» Written exercise: Drop every picture. Then return, exactly, the lines from the beginning of the listing below through the one containing "const scale = [1, 2, 3, 4, 5];".

══════════════════════════════

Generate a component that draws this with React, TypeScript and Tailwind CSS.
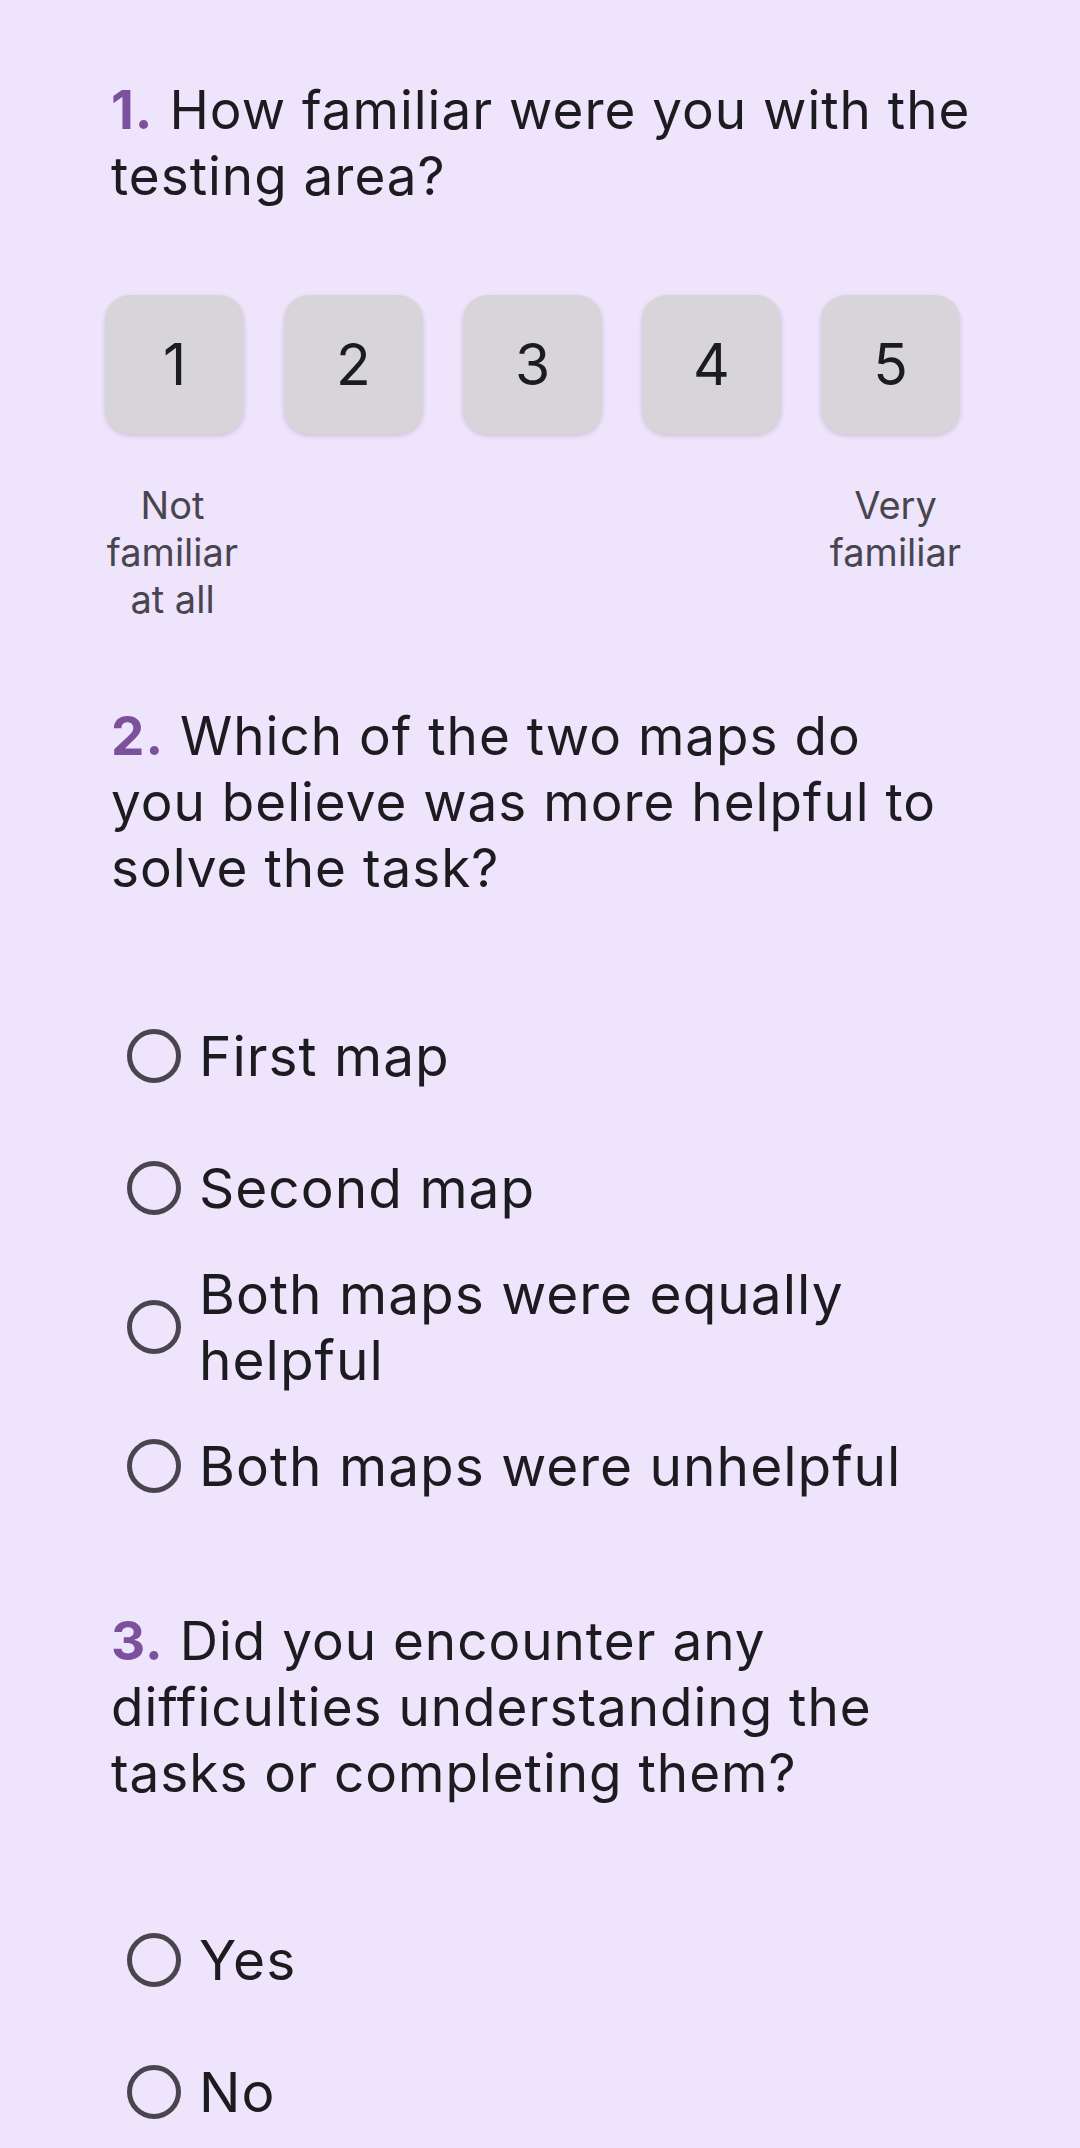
import React from "react";

type Question = {
  id: number;
  lines: string[];
};

const scale = [1, 2, 3, 4, 5];

const QuestionTitle = ({ id, lines }: Question) => {
  return (
    <h2 className="text-[53px] leading-[66px] tracking-[1px] text-[#1c1b1f] font-normal">
      <span className="font-bold text-[#7b519d]">{id}.</span>{" "}
      {lines.map((line, i) => (
        <React.Fragment key={i}>
          {i > 0 && <br />}
          {line}
        </React.Fragment>
      ))}
    </h2>
  );
};

const RadioOption = ({ label }: { label: string }) => {
  return (
    <label className="flex items-center min-h-[132px] py-[7px] cursor-pointer">
      <span className="ml-[16px] w-[54px] h-[54px] shrink-0 rounded-full border-[5px] border-[#49454f]" />
      <span className="ml-[18px] text-[55px] leading-[66px] tracking-[1px] text-[#1c1b1f]">
        {label}
      </span>
    </label>
  );
};

const App = () => {
  return (
    <div
      className="min-h-[2148px] bg-[#eee4fc] pl-[111px] pr-[100px] pt-[77px]"
      style={{ fontFamily: "Inter, 'Noto Sans', sans-serif" }}
    >
      <section>
        <QuestionTitle id={1} lines={["How familiar were you with the", "testing area?"]} />
        <div className="flex gap-[40px] -ml-[6px] mt-[86px]">
          {scale.map((n) => (
            <button
              key={n}
              className="w-[139px] h-[139px] rounded-[25px] bg-[#d8d5da] shadow-[0_2px_5px_rgba(0,0,0,0.15)] flex items-center justify-center text-[57px] text-[#1c1b1f]"
            >
              {n}
            </button>
          ))}
        </div>
        <div className="flex justify-between -ml-[8px] w-[862px] mt-[48px] text-[38px] leading-[47px] text-[#49454f] text-center">
          <p className="w-[139px]">Not familiar at all</p>
          <p className="w-[139px]">Very familiar</p>
        </div>
      </section>

      <section className="mt-[80px]">
        <QuestionTitle
          id={2}
          lines={["Which of the two maps do", "you believe was more helpful to", "solve the task?"]}
        />
        <div className="mt-[89px] flex flex-col w-[858px]">
          <RadioOption label="First map" />
          <RadioOption label="Second map" />
          <RadioOption label="Both maps were equally helpful" />
          <RadioOption label="Both maps were unhelpful" />
        </div>
      </section>

      <section className="mt-[76px]">
        <QuestionTitle
          id={3}
          lines={["Did you encounter any", "difficulties understanding the", "tasks or completing them?"]}
        />
        <div className="mt-[88px] flex flex-col">
          <RadioOption label="Yes" />
          <RadioOption label="No" />
        </div>
      </section>
    </div>
  );
};

export default App;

══════════════════════════════

» Finished exercise:
Generate a component that draws this with React, TypeScript and Tailwind CSS.
import React from "react";

type Question = {
  id: number;
  lines: string[];
};

const scale = [1, 2, 3, 4, 5];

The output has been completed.